**Problem to work on:** Write out each line exactly as given. Leave the pictures out of your copy.

--------------------

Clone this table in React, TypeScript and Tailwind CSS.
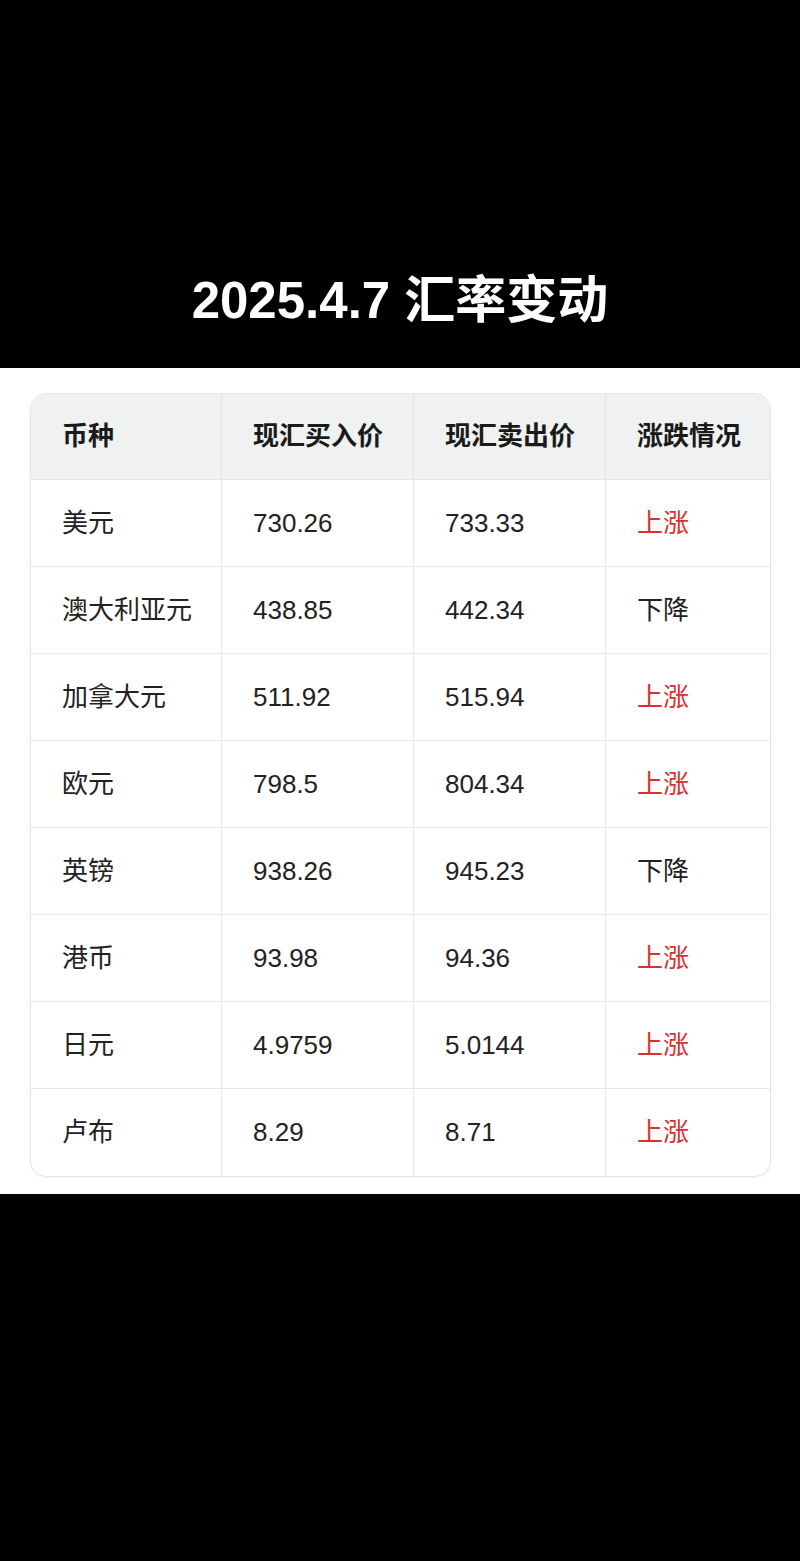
import React from 'react';

// 2025.4.7 exchange rate table
const rows = [
  { name: '美元', buy: '730.26', sell: '733.33', up: true },
  { name: '澳大利亚元', buy: '438.85', sell: '442.34', up: false },
  { name: '加拿大元', buy: '511.92', sell: '515.94', up: true },
  { name: '欧元', buy: '798.5', sell: '804.34', up: true },
  { name: '英镑', buy: '938.26', sell: '945.23', up: false },
  { name: '港币', buy: '93.98', sell: '94.36', up: true },
  { name: '日元', buy: '4.9759', sell: '5.0144', up: true },
  { name: '卢布', buy: '8.29', sell: '8.71', up: true },
];

const headers = ['币种', '现汇买入价', '现汇卖出价', '涨跌情况'];

const font = { fontFamily: '"Liberation Sans", "Noto Sans CJK SC", sans-serif' };

export default function App() {
  return (
    <div className="w-[800px] h-[1561px] bg-black flex flex-col" style={font}>
      <div className="h-[368px] flex items-end justify-center pb-[42px]">
        <h1 className="text-white font-bold text-[51px] leading-none">2025.4.7 汇率变动</h1>
      </div>
      <div className="bg-white pt-[25px] pb-[17px] pl-[30px] pr-[29px]">
        <div className="rounded-2xl border border-[#e4e4e4] overflow-hidden shadow-[0_1px_2px_rgba(0,0,0,0.05)]">
          <div className="grid grid-cols-[191px_192px_192px_1fr] text-[26px]">
            {headers.map((h, i) => (
              <div
                key={h}
                className={`h-[86px] flex items-center pl-[31px] bg-[#f0f1f1] font-bold text-[#1a1a1a] border-b border-[#e4e4e4] ${i < 3 ? 'border-r' : ''}`}
              >
                {h}
              </div>
            ))}
            {rows.map((r, ri) => {
              const last = ri === rows.length - 1;
              const cell = `h-[87px] flex items-center pl-[31px] border-[#e8e8e8] ${last ? '' : 'border-b'}`;
              return (
                <React.Fragment key={r.name}>
                  <div className={`${cell} border-r text-[#222]`}>{r.name}</div>
                  <div className={`${cell} border-r text-[#222]`}>{r.buy}</div>
                  <div className={`${cell} border-r text-[#222]`}>{r.sell}</div>
                  <div className={`${cell} ${r.up ? 'text-[#dc2f2f]' : 'text-[#222]'}`}>{r.up ? '上涨' : '下降'}</div>
                </React.Fragment>
              );
            })}
          </div>
        </div>
      </div>
      <div className="flex-1 bg-black" />
    </div>
  );
}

--------------------

**Answer to the exercise:**
Clone this table in React, TypeScript and Tailwind CSS.
import React from 'react';

// 2025.4.7 exchange rate table
const rows = [
  { name: '美元', buy: '730.26', sell: '733.33', up: true },
  { name: '澳大利亚元', buy: '438.85', sell: '442.34', up: false },
  { name: '加拿大元', buy: '511.92', sell: '515.94', up: true },
  { name: '欧元', buy: '798.5', sell: '804.34', up: true },
  { name: '英镑', buy: '938.26', sell: '945.23', up: false },
  { name: '港币', buy: '93.98', sell: '94.36', up: true },
  { name: '日元', buy: '4.9759', sell: '5.0144', up: true },
  { name: '卢布', buy: '8.29', sell: '8.71', up: true },
];

const headers = ['币种', '现汇买入价', '现汇卖出价', '涨跌情况'];

const font = { fontFamily: '"Liberation Sans", "Noto Sans CJK SC", sans-serif' };

export default function App() {
  return (
    <div className="w-[800px] h-[1561px] bg-black flex flex-col" style={font}>
      <div className="h-[368px] flex items-end justify-center pb-[42px]">
        <h1 className="text-white font-bold text-[51px] leading-none">2025.4.7 汇率变动</h1>
      </div>
      <div className="bg-white pt-[25px] pb-[17px] pl-[30px] pr-[29px]">
        <div className="rounded-2xl border border-[#e4e4e4] overflow-hidden shadow-[0_1px_2px_rgba(0,0,0,0.05)]">
          <div className="grid grid-cols-[191px_192px_192px_1fr] text-[26px]">
            {headers.map((h, i) => (
              <div
                key={h}
                className={`h-[86px] flex items-center pl-[31px] bg-[#f0f1f1] font-bold text-[#1a1a1a] border-b border-[#e4e4e4] ${i < 3 ? 'border-r' : ''}`}
              >
                {h}
              </div>
            ))}
            {rows.map((r, ri) => {
              const last = ri === rows.length - 1;
              const cell = `h-[87px] flex items-center pl-[31px] border-[#e8e8e8] ${last ? '' : 'border-b'}`;
              return (
                <React.Fragment key={r.name}>
                  <div className={`${cell} border-r text-[#222]`}>{r.name}</div>
                  <div className={`${cell} border-r text-[#222]`}>{r.buy}</div>
                  <div className={`${cell} border-r text-[#222]`}>{r.sell}</div>
                  <div className={`${cell} ${r.up ? 'text-[#dc2f2f]' : 'text-[#222]'}`}>{r.up ? '上涨' : '下降'}</div>
                </React.Fragment>
              );
            })}
          </div>
        </div>
      </div>
      <div className="flex-1 bg-black" />
    </div>
  );
}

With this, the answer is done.